### Given exercise
Only the lines holding the string "with" are needed. Copy each one.

Pages as source code:
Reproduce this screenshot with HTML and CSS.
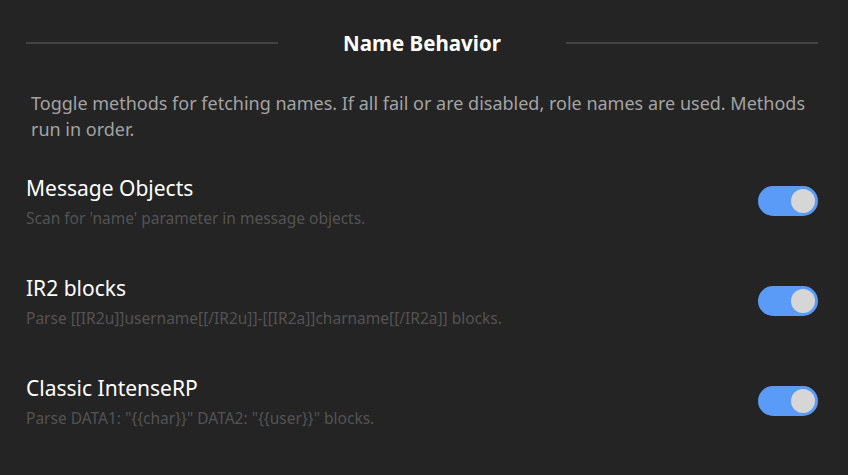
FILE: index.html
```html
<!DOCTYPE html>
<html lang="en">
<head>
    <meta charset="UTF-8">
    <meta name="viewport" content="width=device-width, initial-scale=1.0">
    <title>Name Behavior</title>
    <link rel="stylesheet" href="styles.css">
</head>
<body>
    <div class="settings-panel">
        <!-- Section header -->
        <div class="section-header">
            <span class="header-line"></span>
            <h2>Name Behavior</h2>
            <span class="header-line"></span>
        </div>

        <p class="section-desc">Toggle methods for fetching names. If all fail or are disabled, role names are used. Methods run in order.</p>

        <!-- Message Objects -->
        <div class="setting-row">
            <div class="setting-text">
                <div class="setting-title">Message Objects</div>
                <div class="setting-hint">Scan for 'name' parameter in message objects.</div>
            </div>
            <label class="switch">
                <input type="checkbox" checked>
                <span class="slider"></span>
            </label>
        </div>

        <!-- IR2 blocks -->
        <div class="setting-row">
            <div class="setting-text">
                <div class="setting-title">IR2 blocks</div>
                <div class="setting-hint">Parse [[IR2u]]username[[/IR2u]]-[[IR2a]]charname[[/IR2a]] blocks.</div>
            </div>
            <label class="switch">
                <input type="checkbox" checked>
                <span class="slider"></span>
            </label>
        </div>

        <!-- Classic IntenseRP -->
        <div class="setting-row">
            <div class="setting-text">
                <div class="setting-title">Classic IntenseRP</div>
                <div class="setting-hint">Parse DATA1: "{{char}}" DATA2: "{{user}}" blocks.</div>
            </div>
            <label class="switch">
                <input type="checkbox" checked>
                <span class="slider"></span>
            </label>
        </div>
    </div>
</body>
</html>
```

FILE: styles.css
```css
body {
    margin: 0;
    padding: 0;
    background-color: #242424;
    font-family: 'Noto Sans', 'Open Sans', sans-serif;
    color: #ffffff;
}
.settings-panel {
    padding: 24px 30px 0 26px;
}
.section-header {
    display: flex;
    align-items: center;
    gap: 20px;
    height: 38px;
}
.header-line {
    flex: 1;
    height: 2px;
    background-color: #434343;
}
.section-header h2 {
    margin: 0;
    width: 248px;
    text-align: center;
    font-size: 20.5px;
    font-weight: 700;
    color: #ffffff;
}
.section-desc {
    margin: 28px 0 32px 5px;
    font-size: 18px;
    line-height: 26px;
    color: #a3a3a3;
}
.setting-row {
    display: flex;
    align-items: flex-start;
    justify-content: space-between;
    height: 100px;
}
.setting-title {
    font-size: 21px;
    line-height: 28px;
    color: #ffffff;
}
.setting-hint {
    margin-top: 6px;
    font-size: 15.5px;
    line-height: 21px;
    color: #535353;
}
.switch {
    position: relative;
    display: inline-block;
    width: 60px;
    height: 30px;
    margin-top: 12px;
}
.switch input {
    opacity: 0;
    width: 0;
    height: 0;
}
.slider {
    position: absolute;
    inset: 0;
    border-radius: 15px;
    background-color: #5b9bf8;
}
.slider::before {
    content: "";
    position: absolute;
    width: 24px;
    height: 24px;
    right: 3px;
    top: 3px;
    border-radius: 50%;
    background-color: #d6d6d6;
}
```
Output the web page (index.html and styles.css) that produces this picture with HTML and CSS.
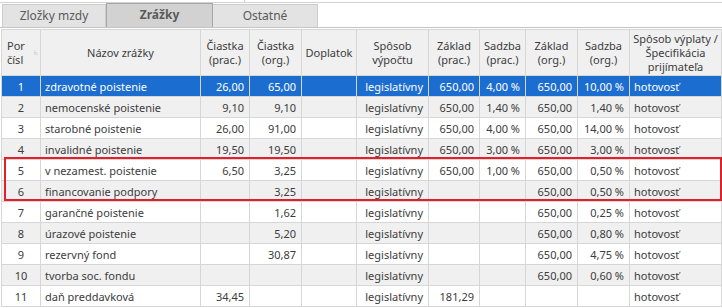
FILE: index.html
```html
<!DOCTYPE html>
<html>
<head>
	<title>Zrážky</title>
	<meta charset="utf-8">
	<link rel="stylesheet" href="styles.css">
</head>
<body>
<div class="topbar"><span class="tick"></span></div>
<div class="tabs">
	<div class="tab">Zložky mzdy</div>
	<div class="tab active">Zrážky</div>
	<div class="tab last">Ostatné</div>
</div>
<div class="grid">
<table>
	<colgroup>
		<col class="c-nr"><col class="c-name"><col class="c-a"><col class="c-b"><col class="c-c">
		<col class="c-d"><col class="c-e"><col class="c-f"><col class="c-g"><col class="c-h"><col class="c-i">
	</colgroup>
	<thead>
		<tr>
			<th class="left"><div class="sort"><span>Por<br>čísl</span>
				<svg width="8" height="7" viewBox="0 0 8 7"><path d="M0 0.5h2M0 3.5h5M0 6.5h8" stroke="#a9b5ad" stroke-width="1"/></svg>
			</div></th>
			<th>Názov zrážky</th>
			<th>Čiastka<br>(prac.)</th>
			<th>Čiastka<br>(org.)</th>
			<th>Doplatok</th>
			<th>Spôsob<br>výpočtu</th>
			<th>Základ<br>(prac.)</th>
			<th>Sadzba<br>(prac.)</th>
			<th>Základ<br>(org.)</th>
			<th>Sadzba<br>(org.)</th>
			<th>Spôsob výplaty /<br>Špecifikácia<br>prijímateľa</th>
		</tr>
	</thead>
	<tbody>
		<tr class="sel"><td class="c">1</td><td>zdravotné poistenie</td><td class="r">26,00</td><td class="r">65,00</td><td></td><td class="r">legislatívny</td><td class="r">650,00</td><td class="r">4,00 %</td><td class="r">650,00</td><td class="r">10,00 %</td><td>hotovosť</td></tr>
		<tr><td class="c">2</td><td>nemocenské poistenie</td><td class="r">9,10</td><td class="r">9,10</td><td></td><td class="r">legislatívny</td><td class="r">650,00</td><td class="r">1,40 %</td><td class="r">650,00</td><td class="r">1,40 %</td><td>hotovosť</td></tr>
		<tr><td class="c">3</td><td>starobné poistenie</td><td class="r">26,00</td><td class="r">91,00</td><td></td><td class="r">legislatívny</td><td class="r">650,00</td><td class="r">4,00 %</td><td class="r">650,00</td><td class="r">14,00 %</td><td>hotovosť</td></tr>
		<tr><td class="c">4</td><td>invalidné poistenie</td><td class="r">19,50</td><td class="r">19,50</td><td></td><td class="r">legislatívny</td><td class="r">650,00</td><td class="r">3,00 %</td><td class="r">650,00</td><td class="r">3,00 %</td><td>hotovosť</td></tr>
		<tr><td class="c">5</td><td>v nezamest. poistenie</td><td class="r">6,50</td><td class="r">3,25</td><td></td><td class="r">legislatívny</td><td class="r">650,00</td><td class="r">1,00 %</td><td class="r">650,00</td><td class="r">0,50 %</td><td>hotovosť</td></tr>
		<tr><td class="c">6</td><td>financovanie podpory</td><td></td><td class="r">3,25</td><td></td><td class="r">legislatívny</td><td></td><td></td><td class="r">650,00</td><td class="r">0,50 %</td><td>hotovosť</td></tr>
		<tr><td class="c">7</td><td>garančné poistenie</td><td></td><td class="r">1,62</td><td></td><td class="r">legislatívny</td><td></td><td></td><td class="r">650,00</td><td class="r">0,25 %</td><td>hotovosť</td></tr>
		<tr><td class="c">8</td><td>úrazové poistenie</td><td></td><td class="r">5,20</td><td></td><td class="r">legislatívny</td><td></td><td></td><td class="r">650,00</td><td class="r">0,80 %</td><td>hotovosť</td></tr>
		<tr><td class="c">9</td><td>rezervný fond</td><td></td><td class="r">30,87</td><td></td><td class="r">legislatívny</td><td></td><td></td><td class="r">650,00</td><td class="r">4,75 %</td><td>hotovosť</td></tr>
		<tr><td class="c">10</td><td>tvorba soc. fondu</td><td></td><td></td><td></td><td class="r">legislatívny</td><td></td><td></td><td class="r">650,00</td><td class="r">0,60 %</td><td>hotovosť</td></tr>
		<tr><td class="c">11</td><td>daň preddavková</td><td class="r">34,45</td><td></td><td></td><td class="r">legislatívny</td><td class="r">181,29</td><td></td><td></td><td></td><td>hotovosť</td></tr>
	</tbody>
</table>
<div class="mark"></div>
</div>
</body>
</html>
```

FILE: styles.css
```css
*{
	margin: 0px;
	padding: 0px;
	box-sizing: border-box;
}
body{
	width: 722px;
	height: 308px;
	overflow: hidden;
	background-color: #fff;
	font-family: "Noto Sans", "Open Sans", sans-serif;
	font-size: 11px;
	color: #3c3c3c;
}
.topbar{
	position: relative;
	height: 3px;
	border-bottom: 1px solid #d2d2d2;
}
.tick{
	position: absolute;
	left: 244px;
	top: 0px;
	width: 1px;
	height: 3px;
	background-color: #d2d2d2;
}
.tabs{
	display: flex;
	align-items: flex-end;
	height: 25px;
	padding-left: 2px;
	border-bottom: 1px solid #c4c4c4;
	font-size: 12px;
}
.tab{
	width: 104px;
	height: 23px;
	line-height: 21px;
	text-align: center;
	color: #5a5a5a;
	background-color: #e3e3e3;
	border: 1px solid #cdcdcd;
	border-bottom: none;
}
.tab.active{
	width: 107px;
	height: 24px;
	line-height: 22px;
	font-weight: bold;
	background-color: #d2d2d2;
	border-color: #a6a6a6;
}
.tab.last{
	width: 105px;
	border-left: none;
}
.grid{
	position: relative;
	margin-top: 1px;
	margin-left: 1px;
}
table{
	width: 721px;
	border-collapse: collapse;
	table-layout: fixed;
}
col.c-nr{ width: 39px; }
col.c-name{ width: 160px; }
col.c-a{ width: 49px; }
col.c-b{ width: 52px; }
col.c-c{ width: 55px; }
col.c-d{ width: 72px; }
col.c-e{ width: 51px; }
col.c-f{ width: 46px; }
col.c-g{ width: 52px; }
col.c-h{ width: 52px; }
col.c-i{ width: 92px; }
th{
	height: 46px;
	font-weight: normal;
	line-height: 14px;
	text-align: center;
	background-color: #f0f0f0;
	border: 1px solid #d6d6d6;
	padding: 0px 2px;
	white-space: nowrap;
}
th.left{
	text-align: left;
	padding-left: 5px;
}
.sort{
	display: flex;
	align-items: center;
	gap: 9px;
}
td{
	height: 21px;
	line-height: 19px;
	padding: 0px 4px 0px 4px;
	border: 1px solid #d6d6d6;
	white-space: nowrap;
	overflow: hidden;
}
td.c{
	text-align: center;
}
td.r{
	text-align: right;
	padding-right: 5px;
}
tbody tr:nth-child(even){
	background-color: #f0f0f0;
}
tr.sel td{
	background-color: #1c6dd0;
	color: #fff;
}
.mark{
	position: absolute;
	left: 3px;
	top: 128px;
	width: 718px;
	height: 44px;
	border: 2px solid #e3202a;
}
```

### Output below
Reproduce this screenshot with HTML and CSS.
Output the web page (index.html and styles.css) that produces this picture with HTML and CSS.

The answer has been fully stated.